Information supplied:
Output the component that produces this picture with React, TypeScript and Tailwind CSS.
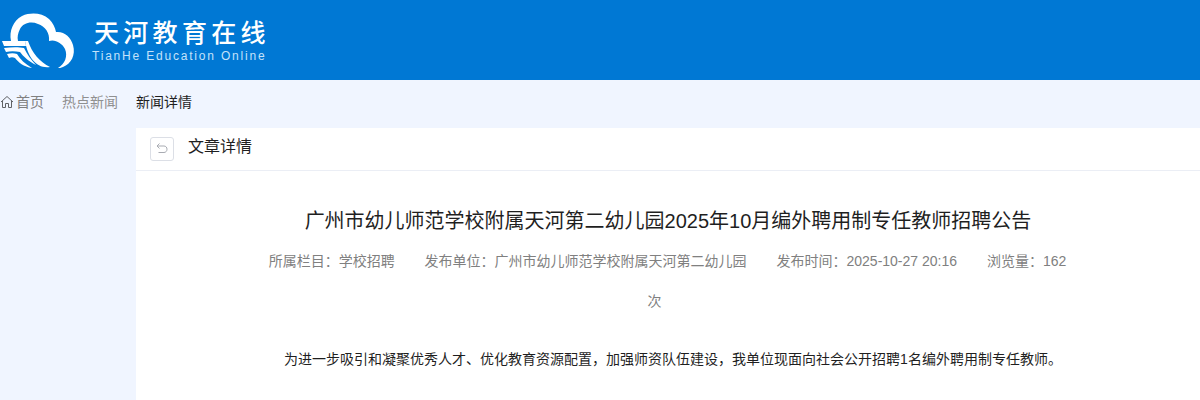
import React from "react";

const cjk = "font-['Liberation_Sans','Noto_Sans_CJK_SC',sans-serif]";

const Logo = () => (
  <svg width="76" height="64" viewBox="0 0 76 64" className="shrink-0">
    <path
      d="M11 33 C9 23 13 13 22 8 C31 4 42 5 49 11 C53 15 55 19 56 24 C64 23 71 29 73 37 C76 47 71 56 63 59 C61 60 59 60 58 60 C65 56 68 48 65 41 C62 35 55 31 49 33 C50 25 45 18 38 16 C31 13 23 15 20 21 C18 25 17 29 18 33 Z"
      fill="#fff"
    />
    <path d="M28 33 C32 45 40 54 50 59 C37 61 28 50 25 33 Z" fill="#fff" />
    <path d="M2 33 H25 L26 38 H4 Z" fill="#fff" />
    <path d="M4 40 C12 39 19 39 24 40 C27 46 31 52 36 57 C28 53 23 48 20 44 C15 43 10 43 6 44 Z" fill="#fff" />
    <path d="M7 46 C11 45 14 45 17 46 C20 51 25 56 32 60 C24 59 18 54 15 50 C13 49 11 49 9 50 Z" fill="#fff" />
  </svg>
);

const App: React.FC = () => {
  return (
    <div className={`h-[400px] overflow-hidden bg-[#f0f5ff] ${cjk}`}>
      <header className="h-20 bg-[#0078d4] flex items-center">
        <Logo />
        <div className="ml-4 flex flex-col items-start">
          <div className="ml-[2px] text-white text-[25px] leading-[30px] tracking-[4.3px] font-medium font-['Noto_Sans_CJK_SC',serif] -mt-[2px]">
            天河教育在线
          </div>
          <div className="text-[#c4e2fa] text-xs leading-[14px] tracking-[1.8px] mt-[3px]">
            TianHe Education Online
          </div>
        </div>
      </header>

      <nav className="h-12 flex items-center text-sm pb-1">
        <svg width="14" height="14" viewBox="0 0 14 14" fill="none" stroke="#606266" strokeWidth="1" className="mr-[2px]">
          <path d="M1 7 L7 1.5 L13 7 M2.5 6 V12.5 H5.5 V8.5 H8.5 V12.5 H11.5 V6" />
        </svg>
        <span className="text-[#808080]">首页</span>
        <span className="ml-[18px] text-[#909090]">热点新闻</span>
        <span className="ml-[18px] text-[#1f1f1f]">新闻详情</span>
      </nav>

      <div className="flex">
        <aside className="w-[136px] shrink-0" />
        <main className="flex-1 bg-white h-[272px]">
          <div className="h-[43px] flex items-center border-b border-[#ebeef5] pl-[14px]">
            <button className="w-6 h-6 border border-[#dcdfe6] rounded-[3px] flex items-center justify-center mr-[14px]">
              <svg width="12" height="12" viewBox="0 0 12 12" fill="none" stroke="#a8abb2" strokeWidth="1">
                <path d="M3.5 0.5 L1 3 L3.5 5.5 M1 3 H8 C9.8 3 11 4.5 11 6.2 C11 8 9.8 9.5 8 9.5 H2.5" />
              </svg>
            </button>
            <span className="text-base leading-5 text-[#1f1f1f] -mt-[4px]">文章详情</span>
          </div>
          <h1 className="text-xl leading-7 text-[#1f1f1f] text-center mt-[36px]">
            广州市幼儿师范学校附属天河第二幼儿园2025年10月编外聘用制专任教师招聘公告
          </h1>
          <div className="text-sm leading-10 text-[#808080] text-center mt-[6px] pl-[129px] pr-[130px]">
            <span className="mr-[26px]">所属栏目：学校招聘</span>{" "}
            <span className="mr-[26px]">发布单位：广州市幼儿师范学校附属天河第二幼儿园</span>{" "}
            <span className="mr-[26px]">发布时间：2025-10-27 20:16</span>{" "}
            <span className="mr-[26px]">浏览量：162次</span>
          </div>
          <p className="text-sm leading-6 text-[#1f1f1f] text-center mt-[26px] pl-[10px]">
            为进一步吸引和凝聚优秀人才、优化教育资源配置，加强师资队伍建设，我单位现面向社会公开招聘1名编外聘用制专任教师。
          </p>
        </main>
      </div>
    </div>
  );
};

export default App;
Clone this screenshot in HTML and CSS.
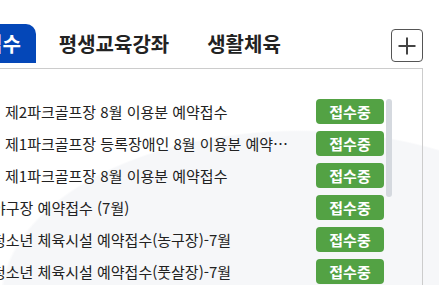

Aim of the task:
Print the complete listing exactly, apart from any pictures.

Result:
Output the component that produces this picture with React, TypeScript and Tailwind CSS.
import React from "react";

const cjk = "font-['Liberation_Sans','Noto_Sans_CJK_SC',sans-serif]";

const Logo = () => (
  <svg width="76" height="64" viewBox="0 0 76 64" className="shrink-0">
    <path
      d="M11 33 C9 23 13 13 22 8 C31 4 42 5 49 11 C53 15 55 19 56 24 C64 23 71 29 73 37 C76 47 71 56 63 59 C61 60 59 60 58 60 C65 56 68 48 65 41 C62 35 55 31 49 33 C50 25 45 18 38 16 C31 13 23 15 20 21 C18 25 17 29 18 33 Z"
      fill="#fff"
    />
    <path d="M28 33 C32 45 40 54 50 59 C37 61 28 50 25 33 Z" fill="#fff" />
    <path d="M2 33 H25 L26 38 H4 Z" fill="#fff" />
    <path d="M4 40 C12 39 19 39 24 40 C27 46 31 52 36 57 C28 53 23 48 20 44 C15 43 10 43 6 44 Z" fill="#fff" />
    <path d="M7 46 C11 45 14 45 17 46 C20 51 25 56 32 60 C24 59 18 54 15 50 C13 49 11 49 9 50 Z" fill="#fff" />
  </svg>
);

const App: React.FC = () => {
  return (
    <div className={`h-[400px] overflow-hidden bg-[#f0f5ff] ${cjk}`}>
      <header className="h-20 bg-[#0078d4] flex items-center">
        <Logo />
        <div className="ml-4 flex flex-col items-start">
          <div className="ml-[2px] text-white text-[25px] leading-[30px] tracking-[4.3px] font-medium font-['Noto_Sans_CJK_SC',serif] -mt-[2px]">
            天河教育在线
          </div>
          <div className="text-[#c4e2fa] text-xs leading-[14px] tracking-[1.8px] mt-[3px]">
            TianHe Education Online
          </div>
        </div>
      </header>

      <nav className="h-12 flex items-center text-sm pb-1">
        <svg width="14" height="14" viewBox="0 0 14 14" fill="none" stroke="#606266" strokeWidth="1" className="mr-[2px]">
          <path d="M1 7 L7 1.5 L13 7 M2.5 6 V12.5 H5.5 V8.5 H8.5 V12.5 H11.5 V6" />
        </svg>
        <span className="text-[#808080]">首页</span>
        <span className="ml-[18px] text-[#909090]">热点新闻</span>
        <span className="ml-[18px] text-[#1f1f1f]">新闻详情</span>
      </nav>

      <div className="flex">
        <aside className="w-[136px] shrink-0" />
        <main className="flex-1 bg-white h-[272px]">
          <div className="h-[43px] flex items-center border-b border-[#ebeef5] pl-[14px]">
            <button className="w-6 h-6 border border-[#dcdfe6] rounded-[3px] flex items-center justify-center mr-[14px]">
              <svg width="12" height="12" viewBox="0 0 12 12" fill="none" stroke="#a8abb2" strokeWidth="1">
                <path d="M3.5 0.5 L1 3 L3.5 5.5 M1 3 H8 C9.8 3 11 4.5 11 6.2 C11 8 9.8 9.5 8 9.5 H2.5" />
              </svg>
            </button>
            <span className="text-base leading-5 text-[#1f1f1f] -mt-[4px]">文章详情</span>
          </div>
          <h1 className="text-xl leading-7 text-[#1f1f1f] text-center mt-[36px]">
            广州市幼儿师范学校附属天河第二幼儿园2025年10月编外聘用制专任教师招聘公告
          </h1>
          <div className="text-sm leading-10 text-[#808080] text-center mt-[6px] pl-[129px] pr-[130px]">
            <span className="mr-[26px]">所属栏目：学校招聘</span>{" "}
            <span className="mr-[26px]">发布单位：广州市幼儿师范学校附属天河第二幼儿园</span>{" "}
            <span className="mr-[26px]">发布时间：2025-10-27 20:16</span>{" "}
            <span className="mr-[26px]">浏览量：162次</span>
          </div>
          <p className="text-sm leading-6 text-[#1f1f1f] text-center mt-[26px] pl-[10px]">
            为进一步吸引和凝聚优秀人才、优化教育资源配置，加强师资队伍建设，我单位现面向社会公开招聘1名编外聘用制专任教师。
          </p>
        </main>
      </div>
    </div>
  );
};

export default App;
Clone this screenshot in HTML and CSS.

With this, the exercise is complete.